## TASK REQUIREMENTS
Drop the pictures, then extract the listing word for word.

## DATA EXCERPT
begin

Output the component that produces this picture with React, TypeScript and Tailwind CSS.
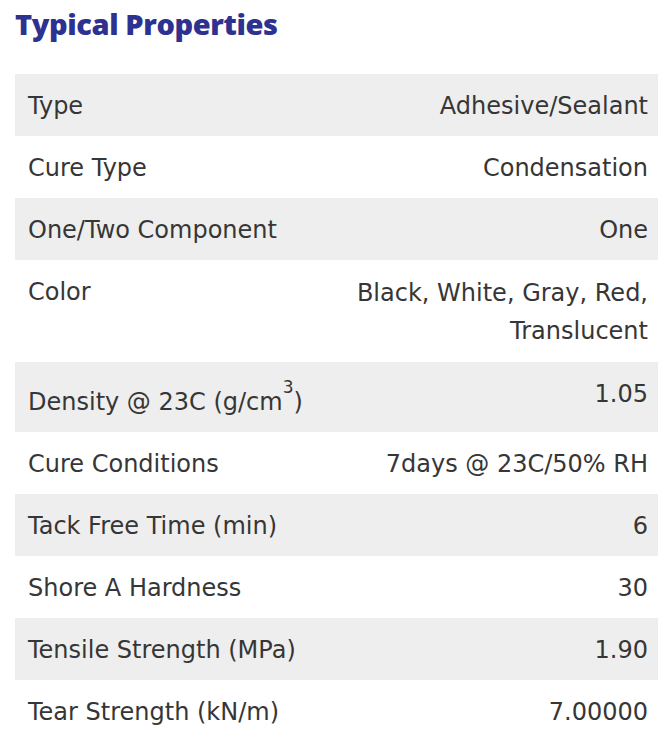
import React from "react";

type Row = {
  label: React.ReactNode;
  value: React.ReactNode;
  labelPad?: string;
  valueLead?: string;
};

const rows: Row[] = [
  { label: "Type", value: "Adhesive/Sealant" },
  { label: "Cure Type", value: "Condensation" },
  { label: "One/Two Component", value: "One" },
  { label: "Color", value: "Black, White, Gray, Red, Translucent", valueLead: "leading-[38px]" },
  {
    label: (
      <>
        Density @ 23C (g/cm<sup className="text-[17px] align-[9px] leading-none">3</sup>)
      </>
    ),
    value: "1.05",
    labelPad: "pt-[22px]",
  },
  { label: "Cure Conditions", value: "7days @ 23C/50% RH" },
  { label: "Tack Free Time (min)", value: "6" },
  { label: "Shore A Hardness", value: "30" },
  { label: "Tensile Strength (MPa)", value: "1.90" },
  { label: "Tear Strength (kN/m)", value: "7.00000" },
];

export default function App() {
  return (
    <div className="w-[659px] min-h-[735px] bg-white pl-[15px] pr-[1px]">
      <h2 className="pt-[4px] h-[74px] text-[29px] font-extrabold text-[#2e3190] tracking-[-0.4px] leading-[40px] [font-family:'Open_Sans',sans-serif]">
        Typical Properties
      </h2>
      <table className="w-full border-collapse text-[24px] text-[#363636] [font-family:'DejaVu_Sans',sans-serif]">
        <tbody>
          {rows.map((r, i) => (
            <tr key={i} className={i % 2 === 0 ? "bg-[#eeeeee]" : "bg-white"}>
              <td className={`w-1/2 align-top pl-[13px] pb-[12px] leading-[36px] ${r.labelPad ?? "pt-[14px]"}`}>
                {r.label}
              </td>
              <td className={`w-1/2 align-top pr-[10px] pt-[14px] pb-[12px] text-right ${r.valueLead ?? "leading-[36px]"}`}>
                {r.value}
              </td>
            </tr>
          ))}
        </tbody>
      </table>
    </div>
  );
}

end

## EXERCISE ANSWER
Output the component that produces this picture with React, TypeScript and Tailwind CSS.
import React from "react";

type Row = {
  label: React.ReactNode;
  value: React.ReactNode;
  labelPad?: string;
  valueLead?: string;
};

const rows: Row[] = [
  { label: "Type", value: "Adhesive/Sealant" },
  { label: "Cure Type", value: "Condensation" },
  { label: "One/Two Component", value: "One" },
  { label: "Color", value: "Black, White, Gray, Red, Translucent", valueLead: "leading-[38px]" },
  {
    label: (
      <>
        Density @ 23C (g/cm<sup className="text-[17px] align-[9px] leading-none">3</sup>)
      </>
    ),
    value: "1.05",
    labelPad: "pt-[22px]",
  },
  { label: "Cure Conditions", value: "7days @ 23C/50% RH" },
  { label: "Tack Free Time (min)", value: "6" },
  { label: "Shore A Hardness", value: "30" },
  { label: "Tensile Strength (MPa)", value: "1.90" },
  { label: "Tear Strength (kN/m)", value: "7.00000" },
];

export default function App() {
  return (
    <div className="w-[659px] min-h-[735px] bg-white pl-[15px] pr-[1px]">
      <h2 className="pt-[4px] h-[74px] text-[29px] font-extrabold text-[#2e3190] tracking-[-0.4px] leading-[40px] [font-family:'Open_Sans',sans-serif]">
        Typical Properties
      </h2>
      <table className="w-full border-collapse text-[24px] text-[#363636] [font-family:'DejaVu_Sans',sans-serif]">
        <tbody>
          {rows.map((r, i) => (
            <tr key={i} className={i % 2 === 0 ? "bg-[#eeeeee]" : "bg-white"}>
              <td className={`w-1/2 align-top pl-[13px] pb-[12px] leading-[36px] ${r.labelPad ?? "pt-[14px]"}`}>
                {r.label}
              </td>
              <td className={`w-1/2 align-top pr-[10px] pt-[14px] pb-[12px] text-right ${r.valueLead ?? "leading-[36px]"}`}>
                {r.value}
              </td>
            </tr>
          ))}
        </tbody>
      </table>
    </div>
  );
}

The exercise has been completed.